Now add in your lightly beaten eggs. When baking, I beat my eggs in a bowl with a fork. Mix it all together one last time, and then pour it on top of your graham cracker crust. Drop it on the counter a few times to release most of the bubbles (lift it above the counter like an inch or so and drop/tap it on the counter). Place your pan in your water bath pan, fill that pan with water (about 1-1.5 inches deep), and bake at 350 degrees for about 40 minutes. It’s done when it still has a slight jiggle to it. We’re talking like a solid Santa belly kind of jiggle, where it all kinda moves as one, not a crazy jello kind of jiggle.
Finally, Some Tips for a Crack-Proof Cheesecake:
1.) Bake it in a water bath. Don’t worry, it’s not nearly as fancy as it sounds. You literally just take a big, sided pan (2 inches deep should work well), and wrap the bottom of your springform pan really well with aluminum foil (wrap it twice to get a really seal, you don’t want any water seeping in). Once your cheesecake is ready to go in the oven, put it in the oven inside the bigger pan, and fill the big pan with1-1.5 inches of water. This creates a lot of steam which helps the cheesecake cook more evenly and really reduces the chances of cracks.
2.) Use a springform pan! They help prevent cracks, and they make cutting and serving the cheesecake so much easier because you can set the pan on a cup when it’s ready to serve and remove the sides.
3.) When your cheesecake is done it should still jiggle a little, if it doesn’t it’s overbaked. But instead of removing it from the oven and letting it cool on the counter, turn off the oven but leave the cheesecake in there. Using a wooden spoon, keep your oven door propped open a little to let the heat and steam escape. Leave your cheesecake to cool in there for at least an hour.
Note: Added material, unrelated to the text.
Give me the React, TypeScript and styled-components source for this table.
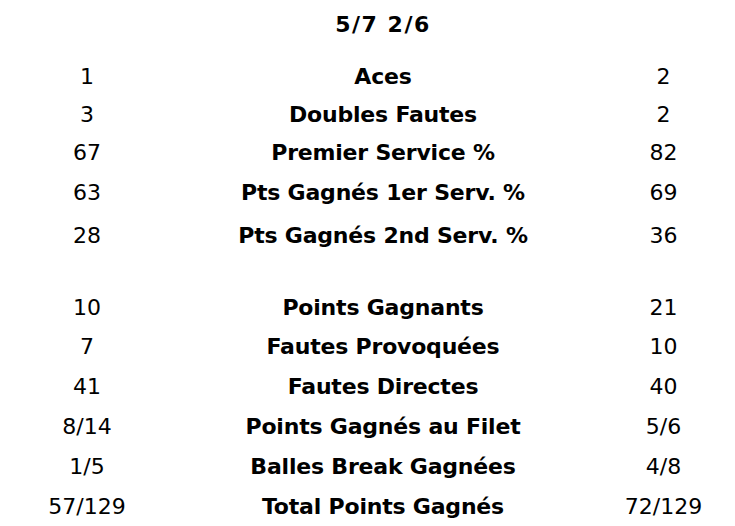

Letting it cool slowly and gently is so important to prevent cracks. Once it’s down to room temperature, remove it from the oven and take off the aluminum foil. Put it in the fridge for an hour, and then cover it with plastic wrap (I have it touch the surface of the cheesecake). Put it back in the fridge until you’re ready to serve.
If you follow all of those tips you’ll almost definitely have a crack-proof cheesecake. I saw almost definitely because baking is weird and there’s so much involved that sometimes they crack anyway. But to be honest, who has ever refused to eat cheesecake because it has a little crack in it? I know I wouldn’t turn it down!